Of two players in this era in which is surprising they aren’t in Cooperstown, I’d nominate Bill Dahlen and Magee. Both of them had bad reputations which followed them. I guess if you’re as great as Ty Cobb, then a fiery temper doesn’t hinder you, but for merely greats like Dahlen and Magee, it could be the difference between the Hall of Fame and lifetime anonymity.

murray

CF-Red Murray, St. Louis Cardinals, 24 Years Old

.282, 7 HR, 62 RBI

Hall of Fames:

ONEHOF: No

Cooperstown: No

Ron’s: No (Would require 18 more All-Star seasons. Impossible)

 

Led in:

 

Errors Committed as OF-28

1st Time All-Star-John Joseph “Red” Murray was born on March 4, 1884 in Arnot, PA. The five-foot-10, 190 pound outfielder started his career with St. Louis in 1906 and this year had his best season ever. Murray finished seventh in Offensive WAR (4.8); fifth in slugging (.400); second in steals (48), behind Honus Wagner (53); and sixth in Adjusted OPS+ (139). He lagged only behind the Flying Dutchman in power-speed # as he could steal and hit for power, as least as compared to the era in which he played.

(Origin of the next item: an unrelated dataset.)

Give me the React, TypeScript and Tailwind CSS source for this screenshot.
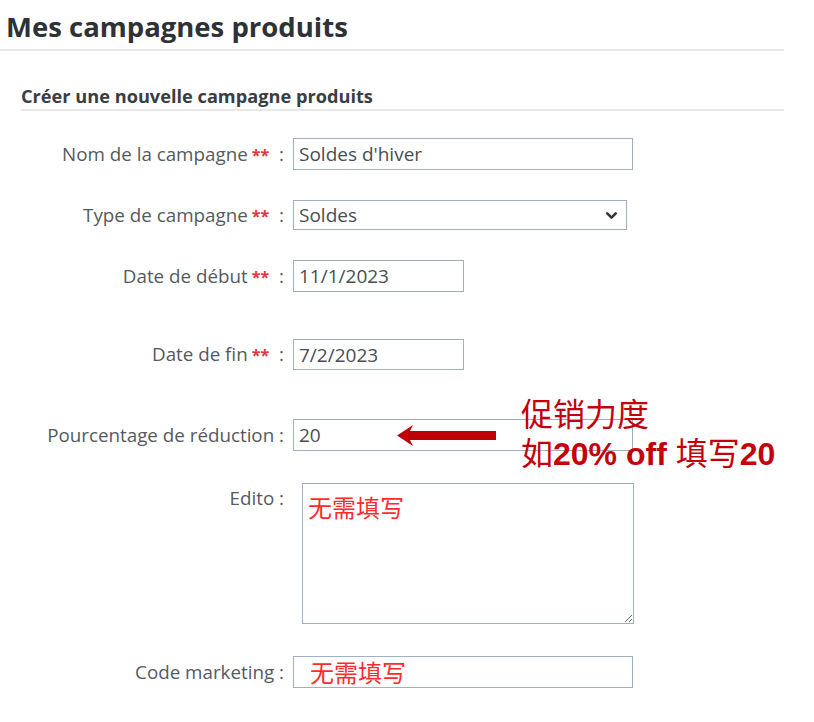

Murray would go to the Giants in 1909 and according to Wikipedia, “His obituary ranked him ‘with Mel Ott as one of the two greatest right fielders in New York Giant history.’

“J.C. Kofoed, in the April 1924 issue of Baseball Magazine wrote:

’Red Murray was for years noted as one of the greatest outfielders in the National League. His throwing arm was the best ever, his ground covering ability and sureness of eye were classic. Furthermore, he was remarkably fast as a base runner, and noted as a batter as well. In his seven seasons as a regular, Murray led NL outfielders in home runs, runs batted in, stolen bases, and assists a total of 16 times. Despite his impressive statistics in power hitting, baserunning, and fielding, he remains one of the least-recognized stars of the Deadball Era.’” Okay. However, using WAR to rate players, he’d never finish in the top 10 in any WAR category again and would never have an OPS+ above 115 for the rest of his career. I’m just saying putting him in the same sentence as Mel Ott is a little silly.

donlin4

RF-Mike Donlin, New York Giants, 30 Years Old

1901 1903 1905

.334, 6 HR, 106 RBI

Hall of Fames:

ONEHOF: No

Cooperstown: No

Ron’s: No (Would require seven more All-Star seasons. Impossible)

 

Led in:

 

Singles-153 (2nd Time)

Def. Games as OF-155

4th Time All-Star-My favorite player in the late 80s, Eric Davis, couldn’t put a decent career together because of so many games missed due to injury. Mike Donlin also missed numerous games due to injuries and drinking binges. He could have had a great career. Turkey Mike played only 37 games in 1906 and missed the 1907 season entirely because as SABR says, “On April 11, 1906, Donlin married actress Mabel Hite, a stunning Broadway musical comedy sensation. Newspapers soon reported that marriage had tamed him, loosening his attachment to the bottle. Early that season Donlin broke an ankle sliding, finishing his season after just 37 games and depriving him forever of his blazing speed. In the spring of 1907 he demanded the same $3,300 he had been paid in 1906, plus a $600 bonus if he stayed sober all year. Owner John Brush declined. Mike held out and eventually went on the vaudeville circuit with his wife, missing the entire season. With characteristic confidence, he proclaimed: ‘I can act. I’ll break the hearts of all the gals in the country.’ Critics generally disagreed. One said that Donlin ‘never was the actor he thought he was or wanted to be.’”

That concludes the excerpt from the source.